Legal structure and roles of partners
General partners:
The general partner (or partners) manages the business, enters into contracts on behalf of the LP, and is fully liable for its debts and obligations. In many foreign‑owned LPs, the general partner is itself a corporation, which can limit ultimate liability to the assets of that corporate general partner.
Limited partners:
Limited partners contribute capital and share in profits, but they generally do not participate in day‑to‑day management.

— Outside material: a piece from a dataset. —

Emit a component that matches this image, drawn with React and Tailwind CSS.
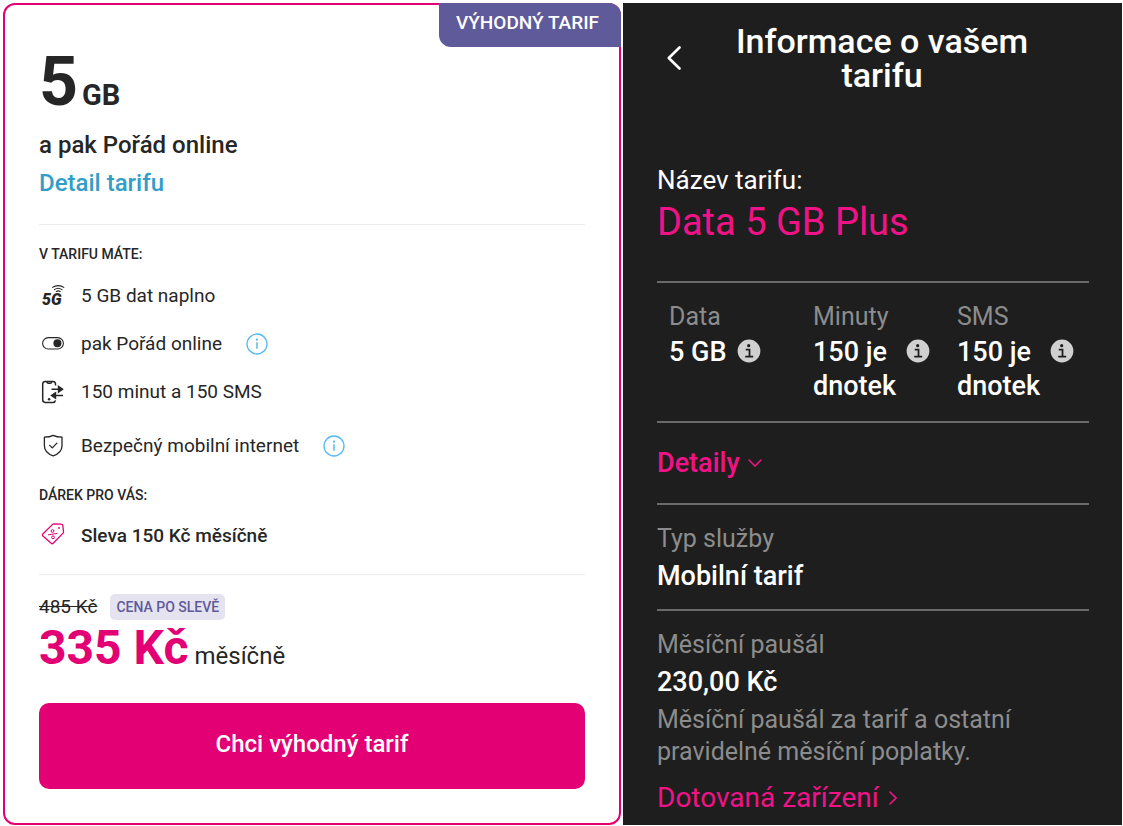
const stats = [
  { label: 'Data', lines: ['5 GB'] },
  { label: 'Minuty', lines: ['150 je', 'dnotek'] },
  { label: 'SMS', lines: ['150 je', 'dnotek'] },
]

function FiveGIcon() {
  return (
    <svg viewBox="0 0 24 24" className="h-6 w-6" fill="none" stroke="#262626" aria-hidden="true">
      <text x="1" y="21" fill="#262626" stroke="none" fontFamily="Roboto" fontSize="16" fontWeight="900" fontStyle="italic">5G</text>
      <g strokeWidth="1.1" strokeLinecap="round">
        <path d="M11.6 3.4C14.8 1 19.6 1 22.8 3.4" />
        <path d="M13.4 5.6c2.2-1.6 5.4-1.6 7.6 0" />
        <path d="M15.4 7.5c1.1-.8 2.6-.8 3.7 0" />
      </g>
    </svg>
  )
}

function ToggleIcon() {
  return (
    <svg viewBox="0 0 24 24" className="h-6 w-6" fill="none" aria-hidden="true">
      <rect x="1.6" y="5.6" width="20.8" height="11.4" rx="5.7" stroke="#262626" strokeWidth="1.1" />
      <circle cx="16.4" cy="11.3" r="4" fill="#262626" />
    </svg>
  )
}

function PhoneArrowsIcon() {
  return (
    <svg viewBox="0 0 24 24" className="h-6 w-6" fill="none" stroke="#262626" strokeWidth="1.5" aria-hidden="true">
      <path d="M14.5 5.5V4A2.6 2.6 0 0 0 12 1.4H4.2A2.6 2.6 0 0 0 1.7 4v15.8a2.6 2.6 0 0 0 2.5 2.6H12a2.6 2.6 0 0 0 2.5-2.1" />
      <path d="M5.8 1.6c.2 1.2.7 1.7 1.6 1.7h1.8c.9 0 1.4-.5 1.6-1.7" />
      <path d="M10.5 9.2H18M22 15.6h-8" />
      <path d="M16.8 5l6 4.2-6 4.2zM15.2 11.6l-6 4 6 4z" fill="#262626" stroke="none" />
      <circle cx="8.1" cy="19.3" r="1.2" fill="#262626" stroke="none" />
    </svg>
  )
}

function ShieldIcon() {
  return (
    <svg viewBox="0 0 24 24" className="h-6 w-6" fill="none" stroke="#262626" strokeWidth="1.3" strokeLinecap="round" strokeLinejoin="round" aria-hidden="true">
      <path d="M12.2 1.3c2.6 1.3 5.7 1.8 8.8 1.9v8.6c0 5-4 8.4-8.8 10.1-4.8-1.7-8.8-5.1-8.8-10.1V3.2c3.1-.1 6.2-.6 8.8-1.9z" />
      <path d="M8.7 11.4l2.6 2.5 4.6-4.8" />
    </svg>
  )
}

function TagIcon() {
  return (
    <svg viewBox="0 0 24 24" className="h-6 w-6" fill="none" stroke="#e20074" strokeWidth="1.3" strokeLinejoin="round" aria-hidden="true">
      <path d="M13 1.8l7.4.3c.8 0 1.3.5 1.4 1.2l.7 6.4c.1.5-.1 1-.4 1.4l-9.9 10.1c-.6.6-1.4.6-2 .1L1.9 14c-.6-.6-.6-1.4-.1-2L11.6 2.4c.4-.4.9-.6 1.4-.6z" />
      <circle cx="11.5" cy="9" r="1.4" strokeWidth="1" />
      <circle cx="12" cy="15.3" r="1.4" strokeWidth="1" />
      <path d="M7 12.9l9.3-1.5" strokeWidth="1" />
      <circle cx="18" cy="6" r=".9" fill="#e20074" stroke="none" />
    </svg>
  )
}

function InfoOutline() {
  return (
    <svg viewBox="0 0 22 22" className="h-[22px] w-[22px]" fill="none" stroke="#53baf2" aria-hidden="true">
      <circle cx="11" cy="11" r="10" strokeWidth="1.3" />
      <path d="M11 9.3v6.5" strokeWidth="1.5" />
      <circle cx="11" cy="6.7" r="1.1" fill="#53baf2" stroke="none" />
    </svg>
  )
}

function InfoSolid() {
  return (
    <svg viewBox="0 0 24 24" className="h-6 w-6" aria-hidden="true">
      <circle cx="12" cy="12" r="11.4" fill="#d0d0d0" />
      <circle cx="11.7" cy="6.7" r="1.6" fill="#1e1e1e" />
      <path d="M8.8 10.7h3.7v7M8.2 17.6h8" fill="none" stroke="#1e1e1e" strokeWidth="1.8" />
    </svg>
  )
}

const features = [
  { icon: <FiveGIcon />, text: '5 GB dat naplno' },
  { icon: <ToggleIcon />, text: 'pak Pořád online', info: true },
  { icon: <PhoneArrowsIcon />, text: '150 minut a 150 SMS' },
  { icon: <ShieldIcon />, text: 'Bezpečný mobilní internet', info: true, spaced: true },
]

function OfferCard() {
  return (
    <section className="relative rounded-xl border-2 border-[#e20074] bg-white px-[34px] pt-[41px] pb-[34px] text-[#262626]">
      <div className="absolute -top-0.5 -right-0.5 flex h-11 items-center rounded-tr-xl rounded-bl-xl bg-[#5f5a9a] pr-[22px] pb-1 pl-[17px] text-[19px] font-medium text-white">
        VÝHODNÝ TARIF
      </div>

      <h1 className="flex items-baseline gap-1 font-bold">
        <span className="text-[68px] leading-[72px]">5</span>
        <span className="text-[29px] leading-9">GB</span>
      </h1>
      <p className="mt-2 text-2xl leading-[38px] font-medium">a pak Pořád online</p>
      <a href="#detail" className="block text-2xl leading-[38px] font-medium text-[#329ec8]">
        Detail tarifu
      </a>

      <hr className="mt-[22px] border-[#ececec]" />

      <h2 className="mt-[19px] text-sm leading-5 font-medium">V TARIFU MÁTE:</h2>
      <ul className="mt-2">
        {features.map(({ icon, text, info, spaced }) => (
          <li key={text} className={`flex h-12 items-center text-[19px] ${spaced ? 'mt-1.5' : ''}`}>
            <span className="mr-4 ml-0.5">{icon}</span>
            {text}
            {info && (
              <button type="button" aria-label={`Více o: ${text}`} className="ml-6">
                <InfoOutline />
              </button>
            )}
          </li>
        ))}
      </ul>

      <h2 className="mt-[15px] text-sm leading-5 font-medium">DÁREK PRO VÁS:</h2>
      <p className="mt-[7px] flex h-12 items-center text-[19px] font-medium">
        <span className="mr-4 mb-1 ml-0.5"><TagIcon /></span>
        Sleva 150 Kč měsíčně
      </p>

      <hr className="mt-3.5 border-[#ececec]" />

      <div className="mt-[19px] flex h-[26px] items-center gap-[13px]">
        <s className="text-[19px]">485 Kč</s>
        <span className="rounded-[5px] bg-[#e5e3f0] px-1.5 text-sm leading-[26px] font-medium text-[#5f5a9a]">
          CENA PO SLEVĚ
        </span>
      </div>
      <p className="flex items-baseline gap-1.5">
        <strong className="text-5xl leading-14 font-bold text-[#e20074]">335 Kč</strong>
        <span className="text-2xl">měsíčně</span>
      </p>

      <button type="button" className="mt-[27px] h-[86px] w-full rounded-[10px] bg-[#e20074] pb-1 text-2xl font-medium text-white">
        Chci výhodný tarif
      </button>
    </section>
  )
}

function TariffPanel() {
  return (
    <section className="bg-[#1e1e1e] pt-[21px] pr-[33px] pl-[34px] text-[25px] leading-9 text-white">
      <header className="flex items-center">
        <button type="button" aria-label="Zpět" className="ml-2.5">
          <svg viewBox="0 0 14 24" className="h-6 w-3.5" fill="none" stroke="#fff" strokeWidth="2.6" strokeLinecap="round" strokeLinejoin="round">
            <path d="M12.5 1.5L1.8 12l10.7 10.5" />
          </svg>
        </button>
        <h1 className="flex-1 pr-9 pl-[30px] text-center text-[34px] leading-[34px] font-medium">
          Informace o vašem tarifu
        </h1>
      </header>

      <p className="mt-[70px] text-[26px]">Název tarifu:</p>
      <p className="text-[38px] leading-[48px] text-[#f01388]">Data 5 GB Plus</p>

      <dl className="mt-[35px] grid grid-cols-3 border-y-2 border-[#6a6a6a] pt-4 pb-[18px]">
        {stats.map(({ label, lines }) => (
          <div key={label} className="pl-3">
            <dt className="text-[#8c8c8c]">{label}</dt>
            <dd className="flex items-start gap-2.5 text-[27px] leading-[34px] font-medium">
              <span>
                {lines.map((line) => (
                  <span key={line} className="block whitespace-nowrap">{line}</span>
                ))}
              </span>
              <button type="button" aria-label={`Informace: ${label}`} className="mt-1">
                <InfoSolid />
              </button>
            </dd>
          </div>
        ))}
      </dl>

      <button type="button" className="mt-[22px] flex items-center gap-2 text-[27px] font-medium text-[#f01388]">
        Detaily
        <svg viewBox="0 0 14 8" className="h-2 w-3.5" fill="none" stroke="currentColor" strokeWidth="1.6" strokeLinecap="round" aria-hidden="true">
          <path d="M1 1l6 6 6-6" />
        </svg>
      </button>

      <div className="mt-[22px] border-t-2 border-[#6a6a6a] pt-4 pb-3.5">
        <p className="text-[#8c8c8c]">Typ služby</p>
        <p className="text-[27px] leading-[38px] font-medium">Mobilní tarif</p>
      </div>

      <div className="border-t-2 border-[#6a6a6a] pt-4">
        <p className="text-[#8c8c8c]">Měsíční paušál</p>
        <p className="text-[27px] leading-[38px] font-medium">230,00 Kč</p>
        <p className="mt-[3px] leading-8 text-[#8c8c8c]">
          Měsíční paušál za tarif a ostatní pravidelné měsíční poplatky.
        </p>
      </div>
      <a href="#zarizeni" className="mt-3 flex items-center gap-2.5 text-[28px] text-[#f01388]">
        Dotovaná zařízení
        <svg viewBox="0 0 8 14" className="h-3.5 w-2" fill="none" stroke="currentColor" strokeWidth="1.6" strokeLinecap="round" aria-hidden="true">
          <path d="M1 1l6 6-6 6" />
        </svg>
      </a>
    </section>
  )
}

export default function App() {
  return (
    <main className="grid grid-cols-[618fr_499fr] gap-0.5 bg-white pt-[3px] pr-px pl-[3px] font-[Roboto,'Noto_Sans',sans-serif]">
      <OfferCard />
      <TariffPanel />
    </main>
  )
}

Their liability is typically limited to the amount they have contributed or committed to contribute, provided they do not take part in management or act as de facto general partners under the applicable statute.
Partnership agreement:
The relationship between partners is governed by a limited partnership agreement, which typically addresses capital contributions, profit allocations, distribution policies, decision‑making, admission and withdrawal of partners, and dispute resolution. For foreign investors, careful drafting is critical to align commercial objectives with tax, regulatory, and governance requirements across multiple jurisdictions.

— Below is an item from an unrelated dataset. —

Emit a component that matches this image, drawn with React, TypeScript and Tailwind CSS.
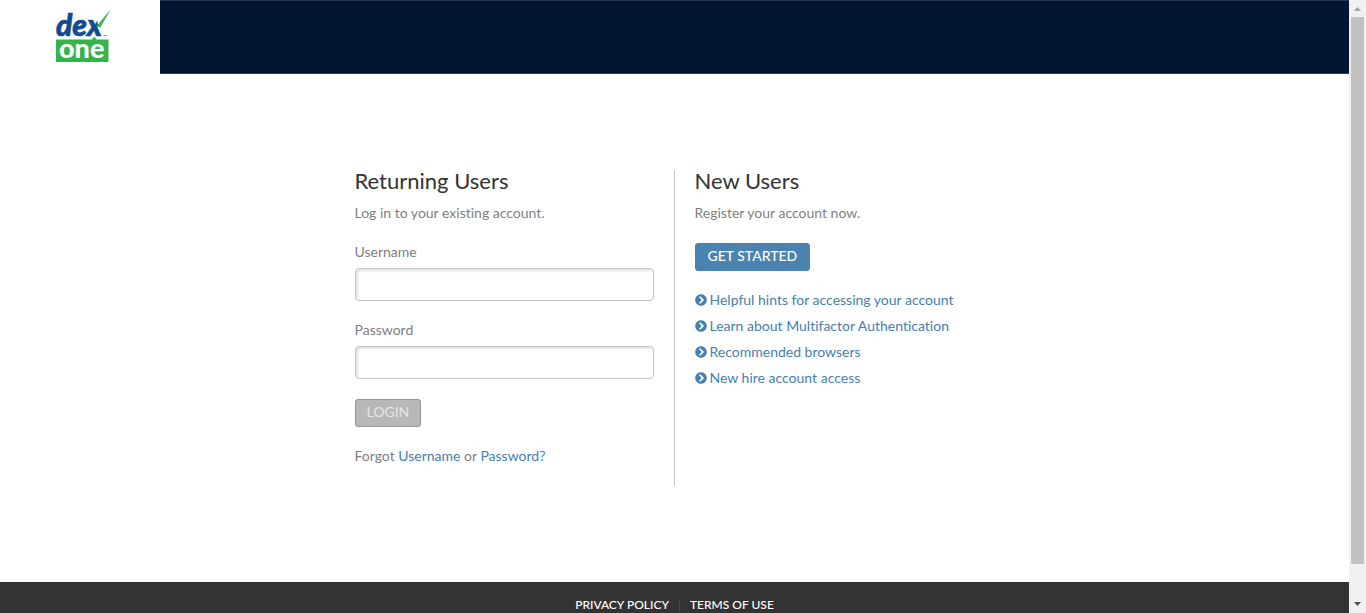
import type { ReactNode } from "react";
import { FaChevronCircleRight } from "react-icons/fa";

const hints = [
  "Helpful hints for accessing your account",
  "Learn about Multifactor Authentication",
  "Recommended browsers",
  "New hire account access",
];

function Logo() {
  return (
    <svg width="56" height="54" viewBox="0 0 56 54" role="img" aria-label="dex one" className="overflow-visible">
      <text x="0" y="27" fontFamily="Lato, sans-serif" fontSize="30" fontWeight="900" fontStyle="italic" fill="#114b91" stroke="#114b91" strokeWidth="0.7">
        dex
      </text>
      <path d="M41 9 L50 3 L54 8 L45.500 18 L42 17 Z" fill="#fff" />
      <path d="M40 18 L44 13 L55 0 L44.500 18 Z" fill="#35b44a" />
      <path d="M47.500 26h3v1h-3z" fill="#7d9cc4" />
      <path d="M0 30.500h36l2.200-3 2.300 3h12V53H0z" fill="#35b44a" />
      <text x="3" y="49" fontFamily="Lato, sans-serif" fontSize="27" fontWeight="900" fill="#fff">
        one
      </text>
    </svg>
  );
}

function Field({ id, type, children }: { id: string; type: string; children: ReactNode }) {
  return (
    <div className="mb-[19px]">
      <label htmlFor={id} className="block pb-1.5 leading-5">
        {children}
      </label>
      <input
        id={id}
        type={type}
        className="block h-[33px] w-full rounded-sm border border-[#c4c4c4] bg-white px-2 shadow-[inset_2px_2px_3px_#e2e2e2] outline-none"
      />
    </div>
  );
}

function Scrollbar() {
  return (
    <div aria-hidden="true" className="flex w-[17px] shrink-0 flex-col items-center bg-[#f1f1f1]">
      <svg width="17" height="17" viewBox="0 0 17 17" className="shrink-0">
        <path d="M5 11h7L8.500 7z" fill="#a3a3a3" />
      </svg>
      <div className="w-[13px] flex-1 bg-[#c1c1c1]" />
      <div className="h-8 shrink-0" />
      <svg width="17" height="17" viewBox="0 0 17 17" className="shrink-0">
        <path d="M5 6h7l-3.500 4z" fill="#505050" />
      </svg>
    </div>
  );
}

export default function App() {
  return (
    <div className="flex h-screen overflow-hidden bg-white font-['Lato',sans-serif] text-sm text-[#7f7f7f] [font-variant-ligatures:none]">
      <div className="flex min-w-0 flex-1 flex-col">
        <header className="flex h-[74px] shrink-0">
          <div className="w-40 pt-[9px] pl-14">
            <Logo />
          </div>
          <div className="flex-1 border-y border-[#213a55] bg-[#00172f]" />
        </header>

        <main className="flex flex-1 justify-center pt-24">
          <div className="flex w-[640px] items-start">
            <form className="h-[316px] w-1/2 border-r border-[#c8c8c8] pr-5">
              <h1 className="text-[22px] leading-[22px] text-[#333]">Returning Users</h1>
              <p className="mt-[11px] mb-[19px] leading-5">Log in to your existing account.</p>
              <Field id="username" type="text">Username</Field>
              <Field id="password" type="password">Password</Field>
              <button
                type="submit"
                disabled
                className="mt-5 block h-7 rounded-[3px] border border-[#969696] bg-[#b8b8b8] px-[11px] pb-0.5 text-[#e6e6e6]"
              >
                LOGIN
              </button>
              <p className="mt-[19px] leading-5">
                Forgot <a href="#username" className="text-[#4680b1]">Username</a> or{" "}
                <a href="#password" className="text-[#4680b1]">Password?</a>
              </p>
            </form>
            <section className="w-1/2 pl-5">
              <h2 className="text-[22px] leading-[22px] text-[#333]">New Users</h2>
              <p className="mt-[11px] mb-5 leading-5">Register your account now.</p>
              <button type="button" className="block h-7 rounded-[3px] border border-[#4a82b0] bg-[#4a82b0] px-3 pb-0.5 font-medium text-white">
                GET STARTED
              </button>
              <ul className="mt-4">
                {hints.map((hint) => (
                  <li key={hint}>
                    <a href="#hints" className="flex h-[26px] items-center gap-[3px] text-[#4680b1]">
                      <FaChevronCircleRight className="size-3" />
                      {hint}
                    </a>
                  </li>
                ))}
              </ul>
            </section>
          </div>
        </main>

        <footer className="flex h-[31px] shrink-0 items-start justify-center bg-[#333] pt-[15px] text-xs leading-4 font-medium text-white">
          <a href="#privacy">PRIVACY POLICY</a>
          <span className="mx-2.5 mt-1 h-2.5 w-px bg-[#3b4c6b]" />
          <a href="#terms">TERMS OF USE</a>
        </footer>
      </div>
      <Scrollbar />
    </div>
  );
}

Formation and registration
Provincial/territorial basis:
LPs are formed under provincial or territorial law; there is no single federal LP statute in Canada. Each jurisdiction (e.g., Ontario, British Columbia, Alberta, Québec) has its own limited partnership legislation and registration requirements.
Public filing:
To create an LP, a declaration or certificate of limited partnership is filed with the relevant provincial or territorial registry, identifying the LP’s name, the general partner(s), registered office, and sometimes other details. The limited partnership agreement itself is usually not filed publicly, allowing for some privacy of commercial terms.
Name and extra‑provincial registration:
The LP’s name typically must include a designator such as “Limited Partnership” or “LP” and must comply with provincial naming rules. If the LP carries on business in more than one province, extra‑provincial registration may be required in each additional jurisdiction where it operates.
Foreign ownership:
There is generally no prohibition on non‑resident partners in Canadian LPs, though foreign investment may be subject to review or notification under the federal Investment Canada Act depending on the sector, size, and nature of the investment. Sector‑specific rules may also apply (e.g., in regulated industries such as financial services, telecommunications, or energy).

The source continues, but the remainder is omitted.